Se mai vagolassero per l’orbe terracqueo le mirabili vestigia delle antiche e tramontate figlie di Zeus, questa musa che si chiama con un nome mascolino, che non presiede a nessun’arte e nessun’arte inspira, ma tutte le riassume con una caotica ferocia, non saziabile, ben presto assorbirebbe, ineluttabilmente il fato forse predisposto dagli implacati Dei. Fortunatamente trova il campo libero.

Il cinemà trionfa senza sacrifici cruenti.

Lo – o la? – si potrebbe rappresentare naturalmente in corsa. Corre molto, il Cinemà, più di Mercurio, che al suo cospetto diventa un portalettere qualunque. E guai se si ferma. Sotto i piedi, invece della ruota alata, un marengo. Nelle mani un’altro marengo; in testa, una corona di marenghi: tutto un risplendere d’oro standard, che abbacina, vince, uccide. Altro che la testa di Medusa!

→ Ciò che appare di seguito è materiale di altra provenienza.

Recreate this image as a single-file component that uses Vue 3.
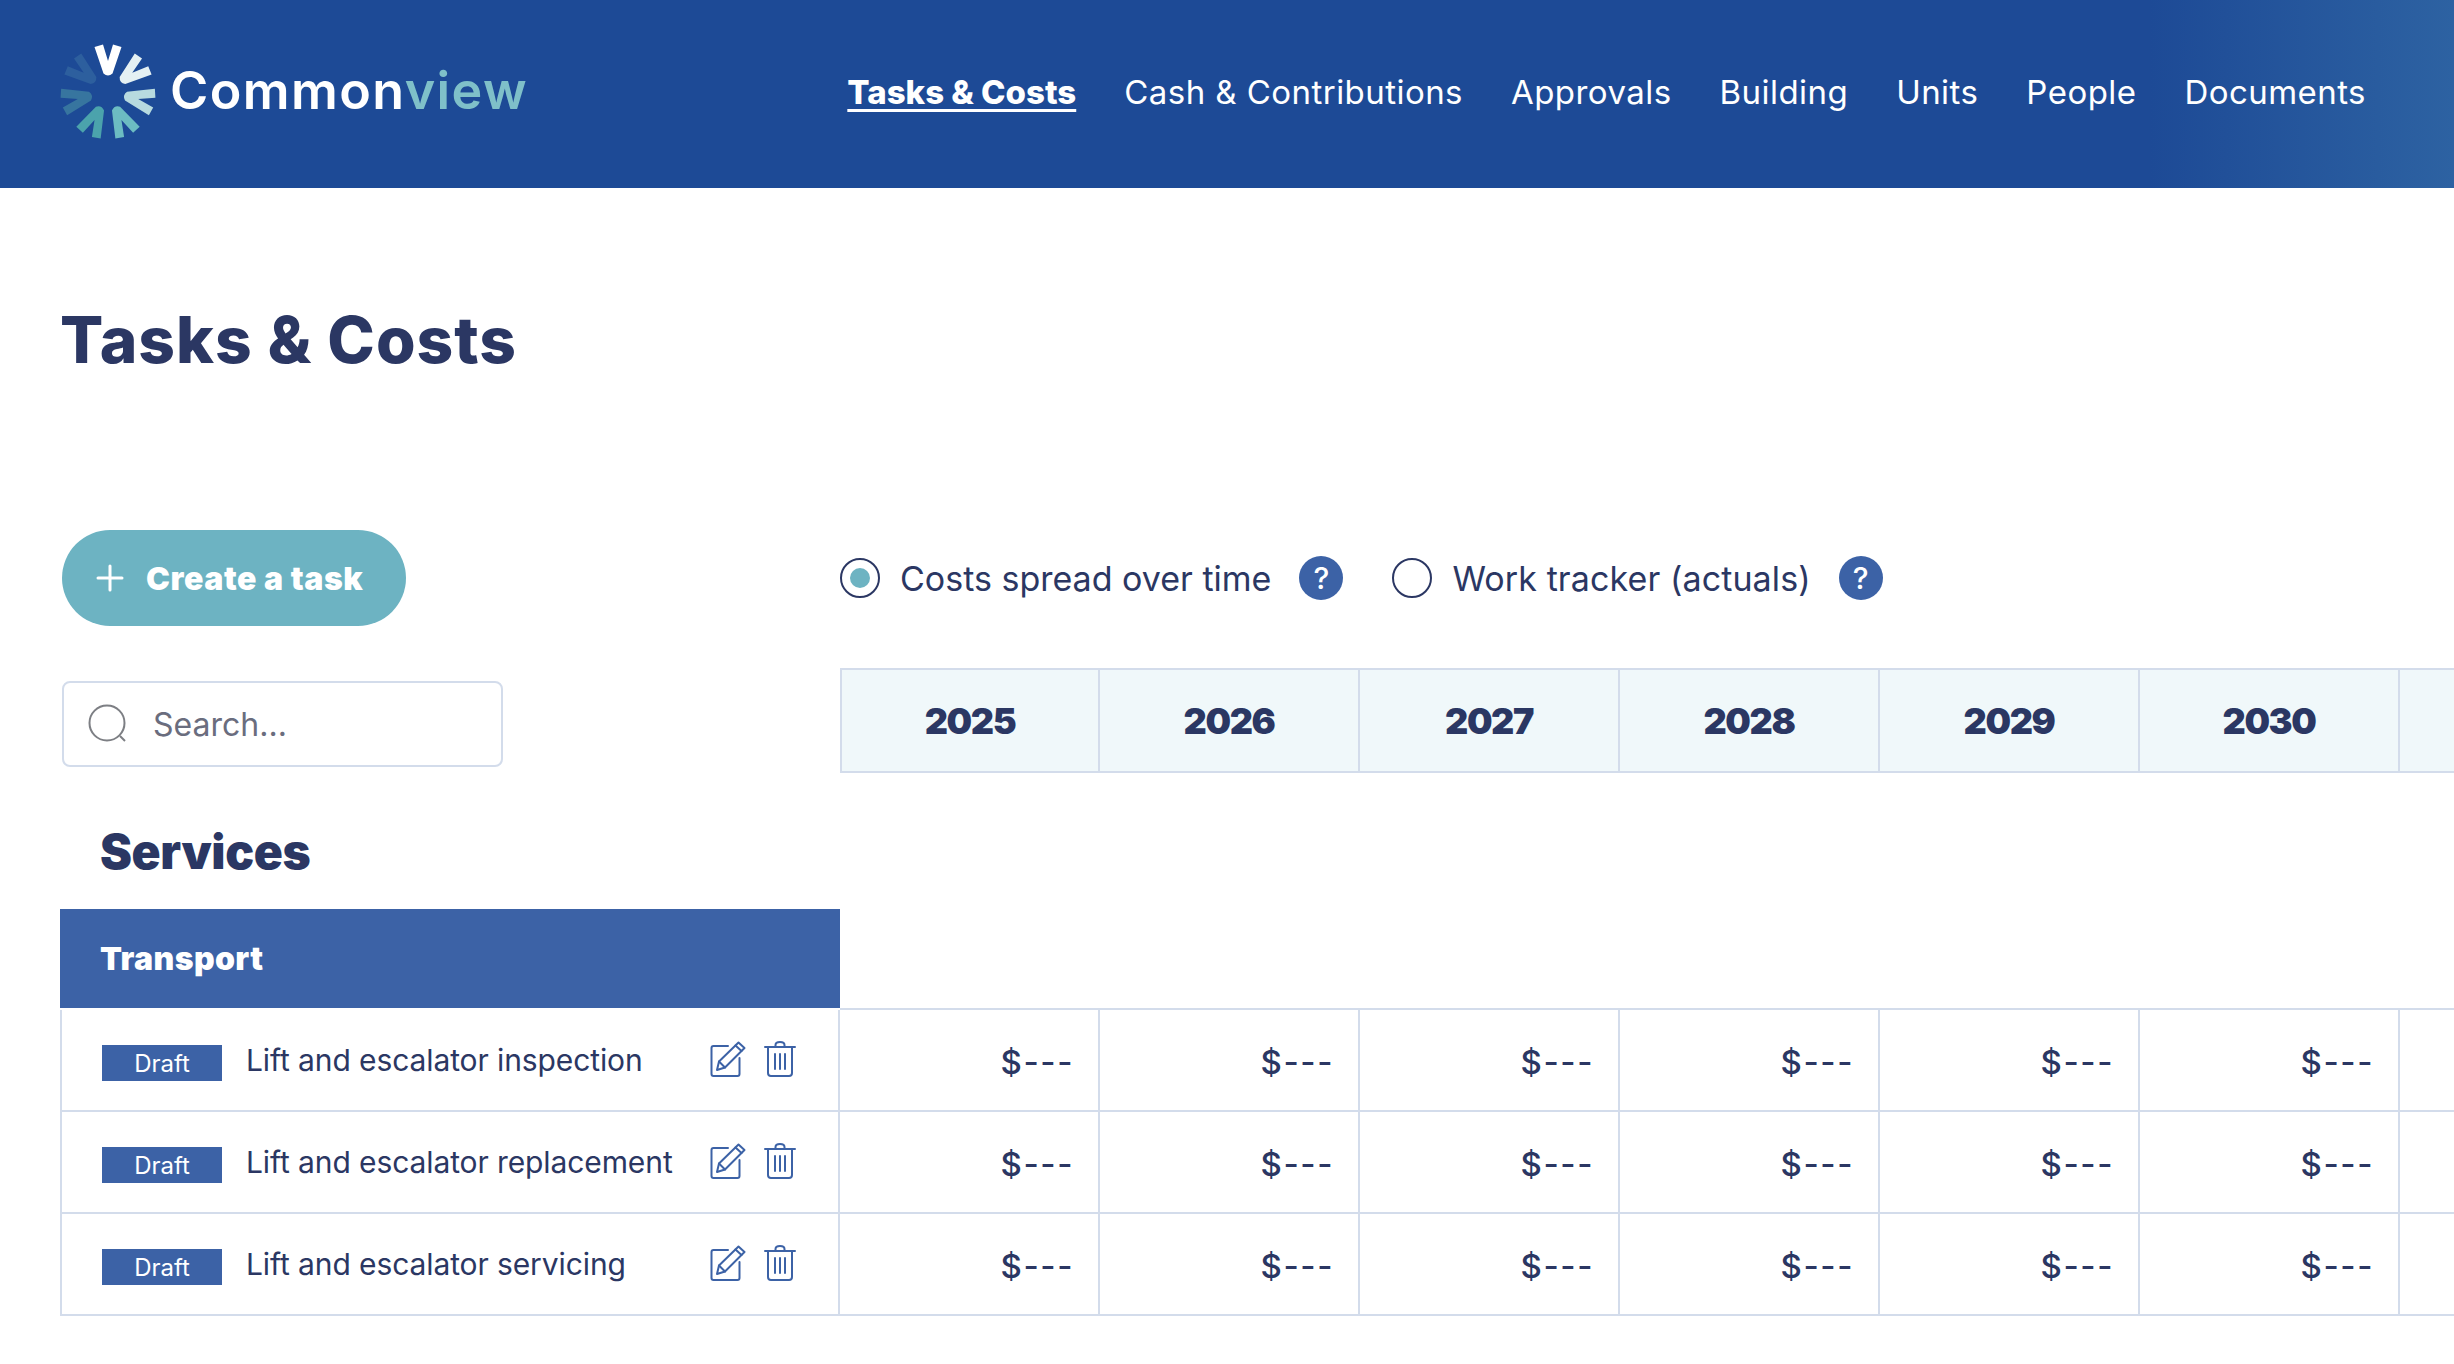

Degnamente è la decima – e speriamo l’ultima – Musa. Mi piace questo battesimo – chi sa quanto è costato ai padrini! – perchè quantunque io mantenga, a parte le sciocchezze, una fede rispettosa e malinconica alle altre nove disgraziate, trovo che questa nostra creazione nel suo dinamismo rivoluzionario, nelle sue deformazioni e depravazioni estetiche, nella volgarità stessa della sua essenza quattrinaia, rende meglio d’ogni altra espressione il nostro secolo miserabile. I così detti apostoli dell’ottantanove, misero sugli altari la Ragione, che poi si seppe bene chi fosse: noi mettiamo il Cinemà sulle cime più alte dei nostri entusiasmi. E ci siamo definiti.

V’è qualche ingenuo che sogna di liberare la decima musa dalle strettoie sfruttatrici degli ingordi mercanti. Giammai! Togli la fiamma sacra dal tempio di Vesta e le sacerdotesse fuggiranno inorridite. No, no: va bene così. Resti e risplenda la fiamma d’oro; noi faremo sacrificio agli Dei, offriremo su tripodi preziosamente cesellati a macchina e incastonati di pietre vitree multicolori, tutte le nostre povere ispirazioni, tutte le nostre canzoni fatte per chi non ha voce, tutte le nostre rime – per modo di dire – fatte per chi non ha più cuore. Poco, ma volentieri. Si fa troppa fatica e si guadagna troppo poco a scrivere La Divina Commedia – che barba! – I Promessi sposi – quanti difetti però, anche lui – o il Don Chisciotte – quanta ingenuità! –. Si fa troppa fatica! Noi li prendiamo già scritti e li vestiamo di nuovo. Perchè essi rappresentano ancora qualche cosa, nonostante gli anni trascorsi e gli uomini mutati, noi li mettiamo a perdifiato in film, levando loro tutto ciò che hanno di bello – finiamola con questa utopia della bellezza! – e lasciando, anzi caricando ciò che hanno di comune. Ci si guadagna tutti, anche Manzoni, che continua ad essere conosciuto, anche Francesca Bertini che trova il modo di diventare famosa, anche tu, ignoto, che ti risparmi per due lire la seccatura di leggere un libro grosso tre dita e pieno di cose serie.

Concludo affermando: sia quello che sia; ma noi dobbiamo amare il Cinemà come amiamo i nostri vestiti, la nostra casa, la nostra fotografia: è la nostra vera ricchezza, la nostra creazione, la nostra espressione, la sola eredità che l’arte nostra lascia e confida all’arte di domani.

È dunque, come dicevo prima, la sola nostra consolazione, perchè noi siamo lì dentro tutti, interi, meravigliosamente gesticolanti, con maschere, con bocche, con occhi, con mani che vogliono dire molte cose immense, ma non dicono nulla: arte inarticolata d’una generazione perduta a tutto: perduta al senso della vita e dell’amore, perduta al passato e all’avvenire, perduta anche a se medesima. Finita la guerra, per la quale nascemmo e che protende ancora su di noi ostinatamente le sue ventose sanguinolente, tutto è finito per noi, labili ombre d’un evo medio, che si rinnova senza l’intima salute e i profondi fermenti, che diedero alle tenebre barbariche un ansito gigantesco.